▸ TASK STATEMENT
Work through the data and report how many lines include the string "React", giving the number alone.

▸ DATASET CONTENT
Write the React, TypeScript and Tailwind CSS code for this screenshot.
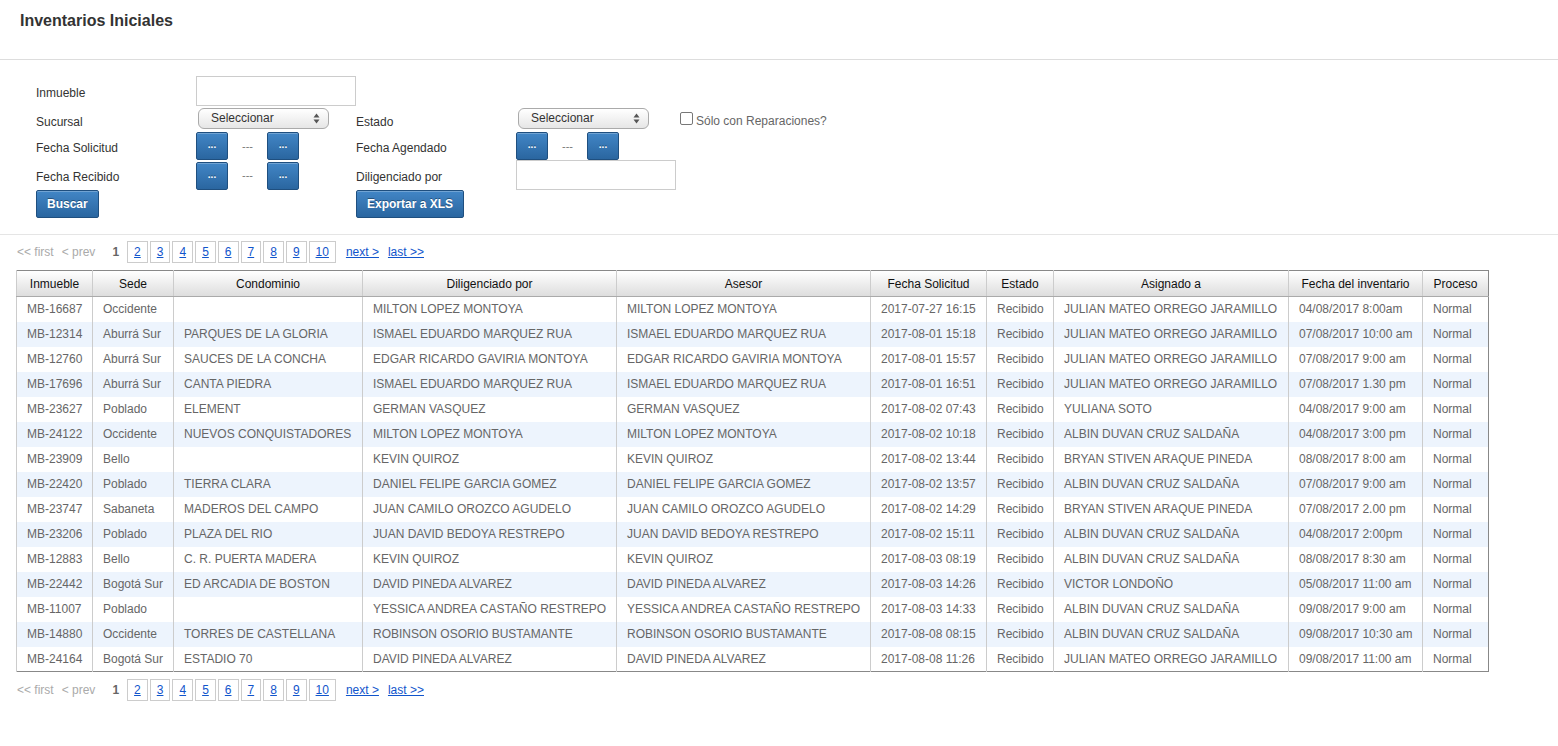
import React from 'react';

type Row = {
    inmueble: string;
    sede: string;
    condominio: string;
    diligenciado: string;
    fecha: string;
    asignado: string;
    inventario: string;
};

const rows: Row[] = [
    {inmueble: 'MB-16687', sede: 'Occidente', condominio: '', diligenciado: 'MILTON LOPEZ MONTOYA', fecha: '2017-07-27 16:15', asignado: 'JULIAN MATEO ORREGO JARAMILLO', inventario: '04/08/2017 8:00am'},
    {inmueble: 'MB-12314', sede: 'Aburrá Sur', condominio: 'PARQUES DE LA GLORIA', diligenciado: 'ISMAEL EDUARDO MARQUEZ RUA', fecha: '2017-08-01 15:18', asignado: 'JULIAN MATEO ORREGO JARAMILLO', inventario: '07/08/2017 10:00 am'},
    {inmueble: 'MB-12760', sede: 'Aburrá Sur', condominio: 'SAUCES DE LA CONCHA', diligenciado: 'EDGAR RICARDO GAVIRIA MONTOYA', fecha: '2017-08-01 15:57', asignado: 'JULIAN MATEO ORREGO JARAMILLO', inventario: '07/08/2017 9:00 am'},
    {inmueble: 'MB-17696', sede: 'Aburrá Sur', condominio: 'CANTA PIEDRA', diligenciado: 'ISMAEL EDUARDO MARQUEZ RUA', fecha: '2017-08-01 16:51', asignado: 'JULIAN MATEO ORREGO JARAMILLO', inventario: '07/08/2017 1.30 pm'},
    {inmueble: 'MB-23627', sede: 'Poblado', condominio: 'ELEMENT', diligenciado: 'GERMAN VASQUEZ', fecha: '2017-08-02 07:43', asignado: 'YULIANA SOTO', inventario: '04/08/2017 9:00 am'},
    {inmueble: 'MB-24122', sede: 'Occidente', condominio: 'NUEVOS CONQUISTADORES', diligenciado: 'MILTON LOPEZ MONTOYA', fecha: '2017-08-02 10:18', asignado: 'ALBIN DUVAN CRUZ SALDAÑA', inventario: '04/08/2017 3:00 pm'},
    {inmueble: 'MB-23909', sede: 'Bello', condominio: '', diligenciado: 'KEVIN QUIROZ', fecha: '2017-08-02 13:44', asignado: 'BRYAN STIVEN ARAQUE PINEDA', inventario: '08/08/2017 8:00 am'},
    {inmueble: 'MB-22420', sede: 'Poblado', condominio: 'TIERRA CLARA', diligenciado: 'DANIEL FELIPE GARCIA GOMEZ', fecha: '2017-08-02 13:57', asignado: 'ALBIN DUVAN CRUZ SALDAÑA', inventario: '07/08/2017 9:00 am'},
    {inmueble: 'MB-23747', sede: 'Sabaneta', condominio: 'MADEROS DEL CAMPO', diligenciado: 'JUAN CAMILO OROZCO AGUDELO', fecha: '2017-08-02 14:29', asignado: 'BRYAN STIVEN ARAQUE PINEDA', inventario: '07/08/2017 2.00 pm'},
    {inmueble: 'MB-23206', sede: 'Poblado', condominio: 'PLAZA DEL RIO', diligenciado: 'JUAN DAVID BEDOYA RESTREPO', fecha: '2017-08-02 15:11', asignado: 'ALBIN DUVAN CRUZ SALDAÑA', inventario: '04/08/2017 2:00pm'},
    {inmueble: 'MB-12883', sede: 'Bello', condominio: 'C. R. PUERTA MADERA', diligenciado: 'KEVIN QUIROZ', fecha: '2017-08-03 08:19', asignado: 'ALBIN DUVAN CRUZ SALDAÑA', inventario: '08/08/2017 8:30 am'},
    {inmueble: 'MB-22442', sede: 'Bogotá Sur', condominio: 'ED ARCADIA DE BOSTON', diligenciado: 'DAVID PINEDA ALVAREZ', fecha: '2017-08-03 14:26', asignado: 'VICTOR LONDOÑO', inventario: '05/08/2017 11:00 am'},
    {inmueble: 'MB-11007', sede: 'Poblado', condominio: '', diligenciado: 'YESSICA ANDREA CASTAÑO RESTREPO', fecha: '2017-08-03 14:33', asignado: 'ALBIN DUVAN CRUZ SALDAÑA', inventario: '09/08/2017 9:00 am'},
    {inmueble: 'MB-14880', sede: 'Occidente', condominio: 'TORRES DE CASTELLANA', diligenciado: 'ROBINSON OSORIO BUSTAMANTE', fecha: '2017-08-08 08:15', asignado: 'ALBIN DUVAN CRUZ SALDAÑA', inventario: '09/08/2017 10:30 am'},
    {inmueble: 'MB-24164', sede: 'Bogotá Sur', condominio: 'ESTADIO 70', diligenciado: 'DAVID PINEDA ALVAREZ', fecha: '2017-08-08 11:26', asignado: 'JULIAN MATEO ORREGO JARAMILLO', inventario: '09/08/2017 11:00 am'},
];

const headers: { label: string; width: string }[] = [
    {label: 'Inmueble', width: 'w-[76px]'},
    {label: 'Sede', width: 'w-[81px]'},
    {label: 'Condominio', width: 'w-[189px]'},
    {label: 'Diligenciado por', width: 'w-[254px]'},
    {label: 'Asesor', width: 'w-[254px]'},
    {label: 'Fecha Solicitud', width: 'w-[116px]'},
    {label: 'Estado', width: 'w-[67px]'},
    {label: 'Asignado a', width: 'w-[235px]'},
    {label: 'Fecha del inventario', width: 'w-[134px]'},
    {label: 'Proceso', width: 'w-[66px]'},
];

const btn = 'border border-[#1f4f7f] rounded-[2px] bg-gradient-to-b from-[#4286c6] to-[#2a66a0] text-white font-bold shadow-[inset_0_1px_0_rgba(255,255,255,0.25)] [text-shadow:0_-1px_0_rgba(0,0,0,0.35)]';

const DateButton = () => (
    <button className={`${btn} w-[32px] h-[28px] text-[10px] leading-none pb-[2px]`}>...</button>
);

const DateRange = () => (
    <div className="flex items-center">
        <DateButton/>
        <span className="w-[39px] text-center text-[#777] text-[11px]">---</span>
        <DateButton/>
    </div>
);

const SelectBox = () => (
    <div
        className="ml-[2px] w-[131px] h-[21px] rounded-[6px] border border-[#aaa] bg-gradient-to-b from-white to-[#e6e6e6] flex items-center justify-between pl-[12px] pr-[8px] text-[12px] text-[#333]">
        <span className="-mt-[2px]">Seleccionar</span>
        <svg width="7" height="11" viewBox="0 0 7 11">
            <path d="M3.5 0.5 L6.5 4.5 L0.5 4.5 Z" fill="#555"/>
            <path d="M3.5 10.5 L6.5 6.5 L0.5 6.5 Z" fill="#555"/>
        </svg>
    </div>
);

const Pagination = () => (
    <div className="flex items-center h-[22px] pl-[17px] text-[12px]">
        <span className="text-[#aaa]">&lt;&lt; first</span>
        <span className="text-[#aaa] ml-[8px]">&lt; prev</span>
        <span className="font-bold text-[#666] ml-[17px] mr-[8px]">1</span>
        <div className="flex gap-[2px]">
            {[2, 3, 4, 5, 6, 7, 8, 9, 10].map(n => (
                <a key={n}
                   className="h-[22px] border border-[#ccc] px-[6px] flex items-center text-[#15c] underline">
                    {n}
                </a>
            ))}
        </div>
        <a className="ml-[10px] text-[#15c] underline">next &gt;</a>
        <a className="ml-[9px] text-[#15c] underline">last &gt;&gt;</a>
    </div>
);

const Label = ({children, className = ''}: { children: React.ReactNode; className?: string }) => (
    <div className={`flex items-center text-[12px] text-[#333] ${className}`}>{children}</div>
);

export default function App() {
    return (
        <div className="min-h-screen bg-white font-['Liberation_Sans',Arial,sans-serif]">
            <div className="h-[60px] border-b border-[#ddd] pl-[20px] pt-[9px]">
                <h1 className="text-[16px] font-bold text-[#333]">Inventarios Iniciales</h1>
            </div>

            {/* filtros */}
            <div className="pt-[16px] pl-[36px] pb-[16px] border-b border-[#e5e5e5]">
                <div className="grid grid-cols-[160px_160px_160px_164px_auto] grid-rows-[30px_25px_30px_29px_28px]">
                    <Label className="pt-[4px]">Inmueble</Label>
                    <div><input className="w-[160px] h-[30px] border border-[#ccc] outline-none"/></div>
                    <div/>
                    <div/>
                    <div/>

                    <Label className="pt-[6px]">Sucursal</Label>
                    <div className="flex items-center"><SelectBox/></div>
                    <Label className="pt-[6px]">Estado</Label>
                    <div className="flex items-center"><SelectBox/></div>
                    <div className="flex items-center pt-[2px]">
                        <span className="w-[13px] h-[13px] border border-[#777] rounded-[2px] bg-white -mt-[2px]"/>
                        <span className="ml-[3px] text-[12px] text-[#666] mt-[2px]">Sólo con Reparaciones?</span>
                    </div>

                    <Label className="pt-[4px]">Fecha Solicitud</Label>
                    <DateRange/>
                    <Label className="pt-[4px]">Fecha Agendado</Label>
                    <DateRange/>
                    <div/>

                    <Label className="pt-[2px]">Fecha Recibido</Label>
                    <DateRange/>
                    <Label className="pt-[2px]">Diligenciado por</Label>
                    <div><input className="-mt-[1px] w-[160px] h-[30px] border border-[#ccc] outline-none"/></div>
                    <div/>

                    <div><button className={`${btn} h-[28px] px-[10px] text-[12px]`}>Buscar</button></div>
                    <div/>
                    <div><button className={`${btn} h-[28px] px-[10px] text-[12px]`}>Exportar a XLS</button></div>
                    <div/>
                    <div/>
                </div>
            </div>

            <div className="pt-[6px]">
                <Pagination/>
            </div>

            <div className="pl-[16px] pt-[7px] pb-[1px]">
                <table className="table-fixed border-collapse border border-[#888] text-[12px] w-[1472px]">
                    <colgroup>
                        {headers.map(h => <col key={h.label} className={h.width}/>)}
                    </colgroup>
                    <thead>
                    <tr className="h-[26px] bg-gradient-to-b from-white to-[#dcdcdc]">
                        {headers.map(h => (
                            <th key={h.label}
                                className="font-normal text-[#111] border-b border-b-[#aaa] border-l border-l-[#ccc] text-center">
                                {h.label}
                            </th>
                        ))}
                    </tr>
                    </thead>
                    <tbody>
                    {rows.map((r, i) => (
                        <tr key={r.inmueble} className={`h-[25px] ${i % 2 === 1 ? 'bg-[#edf4fd]' : 'bg-white'}`}>
                            {[r.inmueble, r.sede, r.condominio, r.diligenciado, r.diligenciado, r.fecha, 'Recibido', r.asignado, r.inventario, 'Normal'].map((v, j) => (
                                <td key={j}
                                    className="border-l border-l-[#ccc] px-[10px] text-[#666] whitespace-nowrap overflow-hidden">
                                    {v}
                                </td>
                            ))}
                        </tr>
                    ))}
                    </tbody>
                </table>
            </div>

            <div className="pt-[6px]">
                <Pagination/>
            </div>
        </div>
    );
}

▸ EXERCISE ANSWER
3